Je pensais être la plus forte des 3 mais finalement je suis probablement la plus faible. Je n'ai jamais été dans le déni mais aujourd'hui je suis dans la souffrance. Je n'accepte pas ta chute brutale, provoquée. Je déteste le fait de ne pas pouvoir t'en parler, je déteste l'état dans lequel tu t'es plongé et se sentiment que je t'en veux, un tout petit peu.
Je ne suis pas contre ceux qui se suicident, mais après pour ceux qui restent, il reste une souffrance tellement grande. Je comprends et j'accepte son geste, il me renvoie juste à ma propre vie, mon propre avenir, je me dis que si il a eu le courage de le faire alors moi aussi, si un jour je me trouve sans force et sans envie de continuer je le ferai et je ferai souffrir ceux qui m'aiment.
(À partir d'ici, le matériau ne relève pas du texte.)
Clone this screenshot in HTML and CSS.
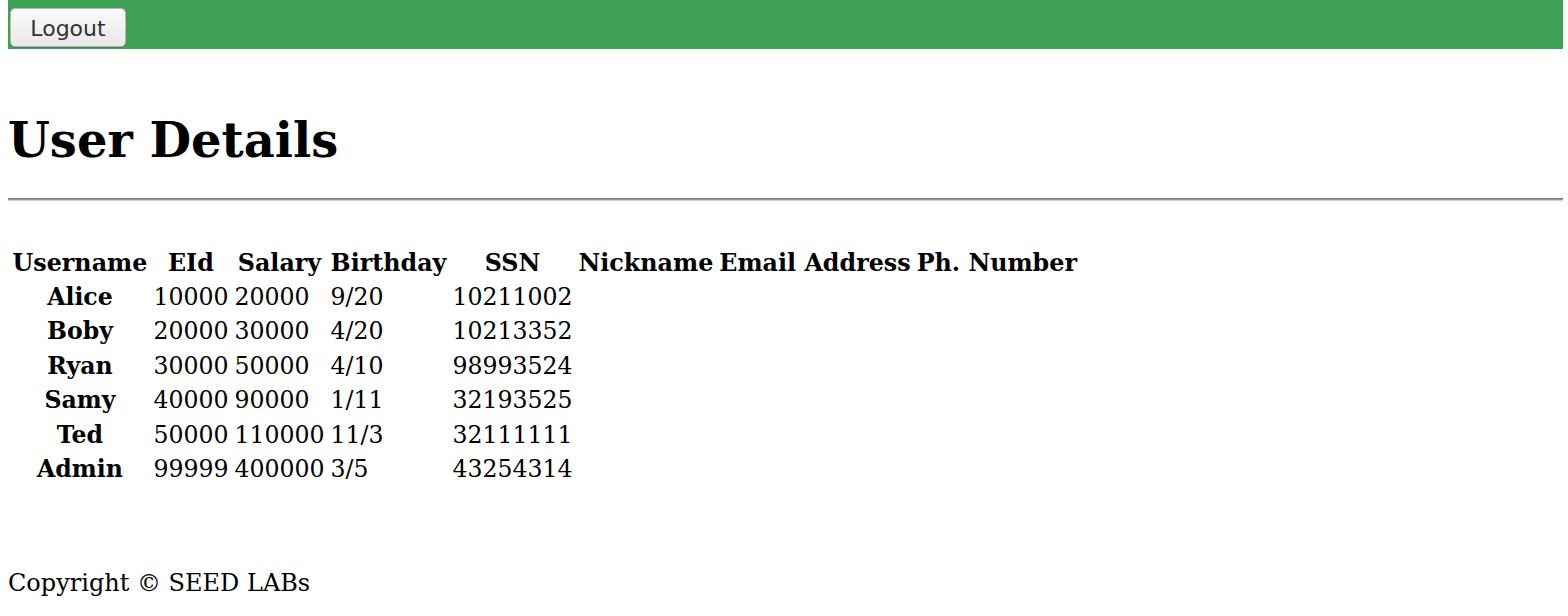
FILE: index.html
```html
<!DOCTYPE html>
<html>
<head>
<meta charset="utf-8">
<title>User Details</title>
<link rel="stylesheet" href="styles.css">
</head>
<body>
<nav class="navbar">
  <button class="logout-btn" type="button">Logout</button>
</nav>
<h1 class="title">User Details</h1>
<hr class="rule">
<table class="users">
  <thead>
    <tr>
      <th>Username</th><th>EId</th><th>Salary</th><th>Birthday</th><th>SSN</th><th>Nickname</th><th>Email Address</th><th>Ph. Number</th>
    </tr>
  </thead>
  <tbody>
    <tr><th>Alice</th><td>10000</td><td>20000</td><td>9/20</td><td>10211002</td><td></td><td></td><td></td></tr>
    <tr><th>Boby</th><td>20000</td><td>30000</td><td>4/20</td><td>10213352</td><td></td><td></td><td></td></tr>
    <tr><th>Ryan</th><td>30000</td><td>50000</td><td>4/10</td><td>98993524</td><td></td><td></td><td></td></tr>
    <tr><th>Samy</th><td>40000</td><td>90000</td><td>1/11</td><td>32193525</td><td></td><td></td><td></td></tr>
    <tr><th>Ted</th><td>50000</td><td>110000</td><td>11/3</td><td>32111111</td><td></td><td></td><td></td></tr>
    <tr><th>Admin</th><td>99999</td><td>400000</td><td>3/5</td><td>43254314</td><td></td><td></td><td></td></tr>
  </tbody>
</table>
<footer class="footer">Copyright &copy; SEED LABs</footer>
</body>
</html>
```

FILE: styles.css
```css
html, body {
  background: #ffffff;
}
body {
  margin: 0 5px 0 8px;
  font-family: "DejaVu Serif", serif;
  font-size: 24px;
  color: #000;
}
.navbar {
  background: #3ea055;
  height: 49px;
  display: flex;
  align-items: flex-start;
  padding: 8px 0 0 2px;
  box-sizing: border-box;
}
.logout-btn {
  width: 116px;
  height: 39px;
  font-family: "DejaVu Sans", sans-serif;
  font-size: 22px;
  color: #333;
  background: linear-gradient(#fafafa, #e8e8e8);
  border: 1px solid #b8b8b8;
  border-radius: 5px;
  padding: 2px 0 0;
  box-shadow: 0 1px 1px rgba(0,0,0,0.15);
}
.title {
  font-size: 48px;
  font-weight: bold;
  margin: 63px 0 0;
  line-height: normal;
}
.rule {
  margin: 30px 0 0;
  border: 0;
  border-top: 1px solid #777;
  border-bottom: 1px solid #ccc;
  height: 1px;
  background: #999;
}
.users {
  margin-top: 43px;
  border-spacing: 3px;
  font-size: 23.6px;
}
.users th, .users td {
  padding: 1.5px;
  line-height: 28.4px;
}
.users th {
  font-weight: bold;
  text-align: center;
}
.users thead th {
  font-size: 23.8px;
}
.users td {
  text-align: left;
}
.footer {
  margin-top: 81px;
  font-size: 24px;
}
```
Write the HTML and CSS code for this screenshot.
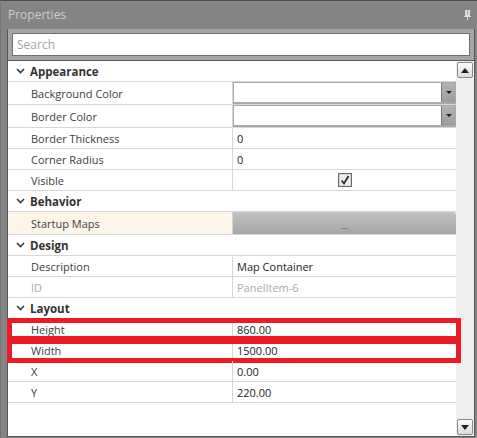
FILE: index.html
```html
<!DOCTYPE html>
<html lang="en">
<head>
  <meta charset="UTF-8" />
  <title>Properties</title>
  <link rel="stylesheet" href="styles.css">
</head>
<body>
  <div class="toolwin">
    <div class="titlebar">
      <span class="title">Properties</span>
      <svg class="pin" width="8" height="10" viewBox="0 0 8 10">
        <rect x="1" y="0" width="5" height="6" fill="#dcdcdc"/>
        <rect x="3" y="0" width="1" height="5" fill="#a8a8a8"/>
        <rect x="0" y="6" width="7" height="1" fill="#dcdcdc"/>
        <rect x="3" y="7" width="1" height="3" fill="#dcdcdc"/>
      </svg>
    </div>

    <div class="panel">
      <div class="searchbar">
        <div class="search">Search</div>
      </div>

      <div class="content">
        <div class="grid">
          <div class="cat"><svg class="chev" width="9" height="6" viewBox="0 0 9 6"><path d="M1 1 L4.5 4.5 L8 1" fill="none" stroke="#3a3a3a" stroke-width="1.6"/></svg>Appearance</div>
          <div class="row tall">
            <div class="name">Background Color</div>
            <div class="val"><div class="combo"><span class="drop"></span></div></div>
          </div>
          <div class="row tall">
            <div class="name">Border Color</div>
            <div class="val"><div class="combo"><span class="drop"></span></div></div>
          </div>
          <div class="row">
            <div class="name">Border Thickness</div>
            <div class="val">0</div>
          </div>
          <div class="row">
            <div class="name">Corner Radius</div>
            <div class="val">0</div>
          </div>
          <div class="row">
            <div class="name">Visible</div>
            <div class="val center">
              <span class="check">
                <svg width="12" height="12" viewBox="0 0 12 12"><path d="M2.5 6.5 L5 9.5 L9.5 2" fill="none" stroke="#2e2e2e" stroke-width="1.8"/></svg>
              </span>
            </div>
          </div>

          <div class="cat"><svg class="chev" width="9" height="6" viewBox="0 0 9 6"><path d="M1 1 L4.5 4.5 L8 1" fill="none" stroke="#3a3a3a" stroke-width="1.6"/></svg>Behavior</div>
          <div class="row tall selected">
            <div class="name">Startup Maps</div>
            <div class="val"><div class="dots">...</div></div>
          </div>

          <div class="cat"><svg class="chev" width="9" height="6" viewBox="0 0 9 6"><path d="M1 1 L4.5 4.5 L8 1" fill="none" stroke="#3a3a3a" stroke-width="1.6"/></svg>Design</div>
          <div class="row">
            <div class="name">Description</div>
            <div class="val">Map Container</div>
          </div>
          <div class="row disabled">
            <div class="name">ID</div>
            <div class="val">PanelItem-6</div>
          </div>

          <div class="cat"><svg class="chev" width="9" height="6" viewBox="0 0 9 6"><path d="M1 1 L4.5 4.5 L8 1" fill="none" stroke="#3a3a3a" stroke-width="1.6"/></svg>Layout</div>
          <div class="row mark">
            <div class="name">Height</div>
            <div class="val">860.00</div>
          </div>
          <div class="row mark mark-low">
            <div class="name">Width</div>
            <div class="val">1500.00</div>
          </div>
          <div class="row">
            <div class="name">X</div>
            <div class="val">0.00</div>
          </div>
          <div class="row">
            <div class="name">Y</div>
            <div class="val">220.00</div>
          </div>
        </div>

        <div class="scrollbar">
          <span class="sbtn"><svg width="8" height="5" viewBox="0 0 8 5"><path d="M0 5 L4 0 L8 5 Z" fill="#222"/></svg></span>
          <span class="sbtn"><svg width="8" height="5" viewBox="0 0 8 5"><path d="M0 0 L4 5 L8 0 Z" fill="#222"/></svg></span>
        </div>
      </div>
    </div>
  </div>
</body>
</html>
```

FILE: styles.css
```css
html, body {
  margin: 0;
  padding: 0;
}

body {
  font-family: "Open Sans", "Noto Sans", sans-serif;
  font-size: 11px;
  color: #3c3c3c;
  background-color: #848484;
}

.toolwin {
  width: 477px;
  height: 438px;
  box-sizing: border-box;
  border-top: 1px solid #4e4e4e;
  border-left: 1px solid #767676;
  background-color: #848484;
  display: flex;
  flex-direction: column;
}

.titlebar {
  height: 28px;
  display: flex;
  align-items: center;
  justify-content: space-between;
  padding: 0 4px 1px 7px;
  box-sizing: border-box;
}

.title {
  color: #cdcdcd;
  font-size: 12px;
}

.pin {
  display: block;
  margin-right: 1px;
}

.panel {
  position: relative;
  margin: 0 2px 1px 6px;
  flex: 1;
  display: flex;
  flex-direction: column;
  border: 1px solid #555;
  border-top: none;
  background-color: white;
}

.searchbar {
  background-color: #a6a6a6;
  padding: 4px 4px 4px 4px;
  border-bottom: 1px solid #5c5c5c;
}

.search {
  height: 21px;
  line-height: 21px;
  border: 1px solid #707070;
  background-color: white;
  color: #a3a3a3;
  font-size: 12px;
  padding-left: 4px;
}

.content {
  flex: 1;
  display: flex;
}

.grid {
  width: 448px;
}

.cat {
  height: 20px;
  display: flex;
  align-items: center;
  border-bottom: 1px solid #d6d6d6;
  font-weight: bold;
  color: #333;
  font-size: 11.5px;
}

.chev {
  margin: 0 5px 0 8px;
}

.row {
  position: relative;
  display: flex;
  height: 20px;
  border-bottom: 1px solid #d6d6d6;
}

.row.tall {
  height: 22px;
}

.name {
  width: 201px;
  padding-left: 23px;
  border-right: 1px solid #d6d6d6;
  display: flex;
  align-items: center;
  color: #404040;
}

.val {
  flex: 1;
  display: flex;
  align-items: center;
  padding-left: 4px;
  color: #222;
}

.val.center {
  justify-content: center;
  padding-left: 0;
}

.disabled .name,
.disabled .val {
  color: #a8a8a8;
}

.selected .name {
  background-color: #fdf6e8;
}

.combo {
  flex: 1;
  align-self: stretch;
  margin-left: -4px;
  border: 1px solid #a9a9a9;
  border-bottom-width: 2px;
  background-color: white;
  display: flex;
  justify-content: flex-end;
}

.drop {
  width: 13px;
  border-left: 1px solid #7a7a7a;
  background: linear-gradient(#b3b3b3, #9c9c9c);
  position: relative;
}

.drop::after {
  content: "";
  position: absolute;
  left: 4px;
  top: 8px;
  border-left: 3px solid transparent;
  border-right: 3px solid transparent;
  border-top: 3px solid #222;
}

.check {
  width: 12px;
  height: 12px;
  border: 1px solid #6a6a6a;
  box-shadow: inset 0 0 0 1px #d8d8d8;
  background-color: #ececec;
  display: flex;
}

.dots {
  flex: 1;
  align-self: stretch;
  margin-left: -4px;
  background: linear-gradient(#c3c3c3, #a6a6a6);
  border-top-right-radius: 3px;
  text-align: center;
  line-height: 28px;
  font-size: 9px;
  color: #333;
}

.mark::after {
  content: "";
  position: absolute;
  left: -1px;
  right: -5px;
  top: -1px;
  bottom: -2px;
  border: 5px solid #ed1c24;
}

.mark-low::after {
  top: -1px;
  bottom: -3px;
}

.scrollbar {
  width: 18px;
  background-color: #efefef;
  display: flex;
  flex-direction: column;
  justify-content: space-between;
  padding: 1px 0;
}

.sbtn {
  width: 14px;
  height: 14px;
  margin-left: 1px;
  border: 1px solid #8a8a8a;
  border-radius: 2px;
  background: linear-gradient(#fdfdfd, #dcdcdc);
  display: flex;
  align-items: center;
  justify-content: center;
}
```
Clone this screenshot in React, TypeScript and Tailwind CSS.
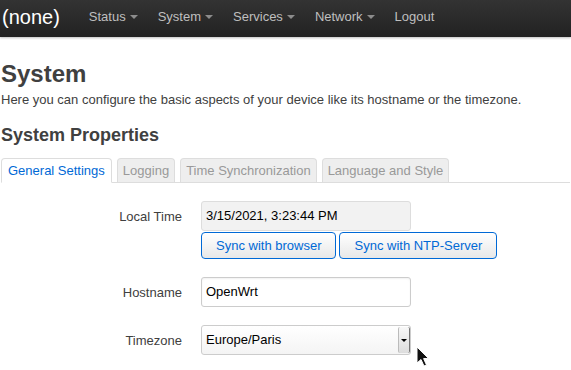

Je déteste cette violence, cette acte soudain.

En ce moment en France, il y a un grand débat pour l'euthanasie assistée. Je pense qu'il faut vraiment ouvrir notre esprit à cet acte, ça ne rend pas la disparition d'une personne aimée moins douloureuse, mais ça prépare l'entourage à une disparition moins violente, moins choquante et surtout cela évite les actes manqués et les cicatrices ouvertes dans le coeur.